K-Nearest Neighbors (KNN) Imputer:

KNN Imputation

Imputes missing values using the average of the 'n' nearest neighbors.


from sklearn.impute import KNNImputer

# Initialize KNNImputer
# n_neighbors: number of neighboring samples to use for imputation
knn_imputer = KNNImputer(n_neighbors=5)

# Fit and transform the data
# Note: KNNImputer requires numerical data, so you might need to encode categoricals first.
# For demonstration, let's assume we have numerical data.
# df_imputed_knn = knn_imputer.fit_transform(df_numerical)
# print(pd.DataFrame(df_imputed_knn, columns=df_numerical.columns))

Pros: Can capture complex relationships between variables, often provides more accurate imputations than simple methods.

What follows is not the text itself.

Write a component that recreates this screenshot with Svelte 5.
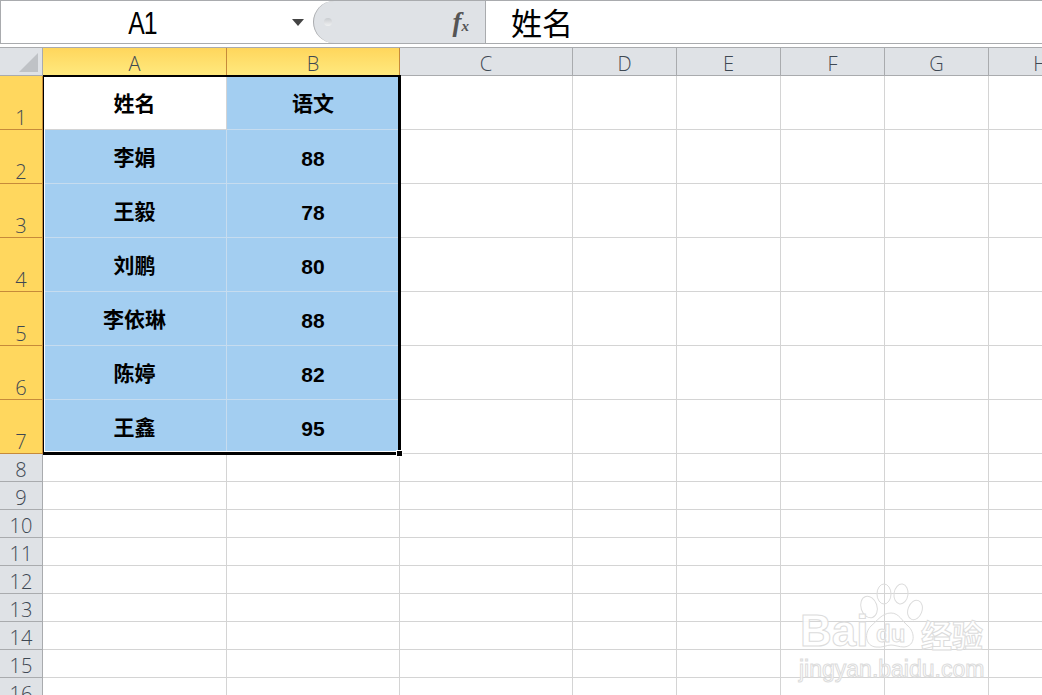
<script lang="ts">
	const columns = ['A', 'B', 'C', 'D', 'E', 'F', 'G', 'H'];
	const people = [
		['姓名', '语文'],
		['李娟', '88'],
		['王毅', '78'],
		['刘鹏', '80'],
		['李依琳', '88'],
		['陈婷', '82'],
		['王鑫', '95']
	];
	const emptyRows = [8, 9, 10, 11, 12, 13, 14, 15, 16];
	const emptyCols = columns.slice(2);
</script>

<div class="excel">
	<div class="formula-bar">
		<div class="name-box">
			<span class="cell-ref">A1</span>
			<span class="caret"></span>
		</div>
		<div class="fx-pill">
			<span class="dot"></span>
			<span class="fx"><i>f</i><i class="x">x</i></span>
		</div>
		<div class="formula-input">姓名</div>
	</div>

	<div class="sheet">
		<div class="grid">
			<div class="corner"><span class="tri"></span></div>
			{#each columns as col, i}
				<div class="col-head" class:active={i < 2}>{col}</div>
			{/each}

			{#each people as row, r}
				<div class="row-head tall active">{r + 1}</div>
				{#each row as value, c}
					<div class="cell data" class:first={r === 0 && c === 0} class:num={r > 0 && c === 1}>{value}</div>
				{/each}
				{#each emptyCols as col}
					<div class="cell"></div>
				{/each}
			{/each}

			{#each emptyRows as n}
				<div class="row-head">{n}</div>
				{#each columns as col}
					<div class="cell"></div>
				{/each}
			{/each}
		</div>

		<div class="selection"><span class="handle"></span></div>

		<div class="watermark">
			<svg class="paw" width="64" height="66" viewBox="0 0 64 66" fill="none">
				<ellipse cx="10" cy="24" rx="8" ry="11" transform="rotate(-18 10 24)" />
				<ellipse cx="25" cy="11" rx="7" ry="10" />
				<ellipse cx="42" cy="11" rx="7" ry="10" transform="rotate(8 42 11)" />
				<ellipse cx="56" cy="27" rx="7" ry="10" transform="rotate(20 56 27)" />
				<path d="M32 30c8 0 11 8 17 13 7 6 8 20-4 21-5 0-9-2-13-2s-9 3-15 2C6 63 5 50 12 43c6-5 11-13 20-13z" />
			</svg>
			<span class="wm-bai">Bai</span>
			<span class="wm-du">du</span>
			<span class="wm-jy">经验</span>
			<span class="wm-url">jingyan.baidu.com</span>
		</div>
	</div>
</div>

<style>
	:global(body) {
		margin: 0;
		background: #fff;
		overflow: hidden;
	}

	.excel {
		width: 1042px;
		height: 695px;
		overflow: hidden;
		display: flex;
		flex-direction: column;
		background: #fff;
	}

	.formula-bar {
		height: 42px;
		flex-shrink: 0;
		display: flex;
		border-top: 1px solid #a9abae;
		border-bottom: 1px solid #a9abae;
		margin-bottom: 3px;
	}

	.name-box {
		width: 313px;
		flex-shrink: 0;
		display: flex;
		align-items: center;
		border-left: 1px solid #a9abae;
		box-sizing: border-box;
	}

	.cell-ref {
		width: 283px;
		padding-top: 4px;
		text-align: center;
		font-family: "Liberation Sans", sans-serif;
		font-size: 31px;
		line-height: 40px;
		letter-spacing: -1px;
		color: #000;
		display: inline-block;
		transform: scaleX(0.8);
	}

	.caret {
		width: 0;
		height: 0;
		border-left: 6px solid transparent;
		border-right: 6px solid transparent;
		border-top: 7px solid #444;
		margin-left: 8px;
	}

	.fx-pill {
		width: 173px;
		flex-shrink: 0;
		box-sizing: border-box;
		background: #dfe2e6;
		border-left: 1px solid #a9abae;
		border-right: 1px solid #a9abae;
		border-radius: 22px 0 0 22px;
		display: flex;
		align-items: center;
		justify-content: space-between;
		padding: 0 14px 0 10px;
	}

	.dot {
		width: 8px;
		height: 8px;
		border-radius: 50%;
		background: linear-gradient(#c9ccd0, #f0f1f2);
	}

	.fx {
		font-family: "Liberation Serif", serif;
		font-weight: bold;
		color: #555;
		font-size: 27px;
		line-height: 1;
		letter-spacing: 2px;
	}

	.fx .x {
		font-size: 15px;
		margin-left: -2px;
	}

	.formula-input {
		flex: 1;
		padding-left: 25px;
		font-family: "Noto Sans CJK SC", sans-serif;
		font-size: 31px;
		line-height: 42px;
		color: #000;
	}

	.sheet {
		position: relative;
		flex: 1;
		border-top: 1px solid #a9abae;
	}

	.grid {
		display: grid;
		grid-template-columns: 43px 184px 173px 173px repeat(4, 104px) 104px;
		grid-template-rows: 28px repeat(7, 54px) repeat(9, 28px);
	}

	.corner {
		background: #dfe2e6;
		border-right: 1px solid #a9abae;
		border-bottom: 1px solid #a9abae;
		position: relative;
	}

	.tri {
		position: absolute;
		right: 4px;
		bottom: 3px;
		width: 0;
		height: 0;
		border-left: 19px solid transparent;
		border-bottom: 19px solid #bfc2c6;
	}

	.col-head {
		background: #dfe2e6;
		border-right: 1px solid #a9abae;
		border-bottom: 1px solid #a9abae;
		color: #3e4853;
		font-family: "Open Sans", sans-serif;
		font-weight: 300;
		font-size: 20px;
		line-height: 32px;
		text-align: center;
		overflow: hidden;
	}

	.col-head.active {
		background: linear-gradient(#ffd65c, #ffe97e);
		border-right-color: #c68a3a;
		border-bottom-color: #c68a3a;
	}

	.row-head {
		background: #dfe2e6;
		border-right: 1px solid #a9abae;
		border-bottom: 1px solid #a9abae;
		color: #3e4853;
		font-family: "Open Sans", sans-serif;
		font-weight: 300;
		font-size: 20px;
		line-height: 23px;
		display: flex;
		align-items: flex-end;
		justify-content: center;
	}

	.row-head.active {
		background: #ffd75e;
		border-right-color: #c68a3a;
		border-bottom-color: #c68a3a;
	}

	.cell {
		border-right: 1px solid #d4d4d4;
		border-bottom: 1px solid #d4d4d4;
		background: #fff;
	}

	.cell.data {
		box-sizing: border-box;
		padding-bottom: 2px;
		background: #a3cef1;
		border-right-color: #c6dcef;
		border-bottom-color: #c6dcef;
		font-family: "Noto Sans CJK SC", sans-serif;
		font-weight: bold;
		font-size: 21px;
		color: #000;
		display: flex;
		align-items: center;
		justify-content: center;
	}

	.cell.data.first {
		background: #fff;
		border-right-color: #d4d4d4;
		border-bottom-color: #d4d4d4;
	}

	.cell.data.num {
		font-family: "Liberation Sans", sans-serif;
		padding-bottom: 0;
		padding-top: 4px;
	}

	.selection {
		position: absolute;
		left: 43px;
		top: 27px;
		width: 358px;
		height: 380px;
		box-sizing: border-box;
		border-style: solid;
		border-color: #000;
		border-width: 2px 3px 3px 1px;
		box-shadow: inset 1px 0 #fff, inset 0 -1px #fff;
		pointer-events: none;
	}

	.handle {
		position: absolute;
		right: -4px;
		bottom: -4px;
		width: 5px;
		height: 5px;
		background: #000;
		outline: 1px solid #fff;
	}

	.watermark {
		position: absolute;
		left: 0;
		top: 0;
		width: 0;
		height: 0;
		pointer-events: none;
	}

	.paw {
		position: absolute;
		left: 859px;
		top: 535px;
		stroke: #dcdcdc;
		stroke-width: 1;
	}

	.watermark span {
		position: absolute;
		white-space: nowrap;
		color: rgba(255, 255, 255, 0.85);
		-webkit-text-stroke: 1px #dcdcdc;
		font-family: "Liberation Sans", sans-serif;
		font-weight: bold;
	}

	.wm-bai {
		left: 800px;
		top: 558px;
		font-size: 44px;
		line-height: 50px;
	}

	.wm-du {
		left: 876px;
		top: 572px;
		font-size: 24px;
		line-height: 28px;
	}

	.wm-jy {
		left: 921px;
		top: 566px;
		font-size: 31px;
		line-height: 40px;
		font-family: "Noto Sans CJK SC", sans-serif !important;
	}

	.wm-url {
		left: 799px;
		top: 608px;
		font-size: 23px;
		line-height: 26px;
		font-weight: normal !important;
	}
</style>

Cons: Computationally more expensive, requires careful selection of 'k' (number of neighbors), sensitive to feature scaling.

Regression Imputation:

This involves training a regression model where the target variable is the feature with missing values, and the predictors are the other features. The trained model is then used to predict the missing values.

Choosing the Right Method

Consider these factors when deciding how to handle missing values:

The amount of missing data: If very little data is missing, deletion might be acceptable. If a lot is missing, imputation is likely necessary.
The pattern of missingness: Is the data missing completely at random (MCAR), missing at random (MAR), or missing not at random (MNAR)?
The type of data: Numerical vs. categorical data may require different imputation techniques.
The impact on your model: Evaluate how different imputation strategies affect your model's performance and interpretation.
Computational resources: More advanced imputation methods can be computationally intensive.

Conclusion

Effectively handling missing values is a critical step in the data preprocessing pipeline. By understanding the different techniques and their implications, you can build more robust and accurate models. Always document your approach to handling missing data for reproducibility and transparency.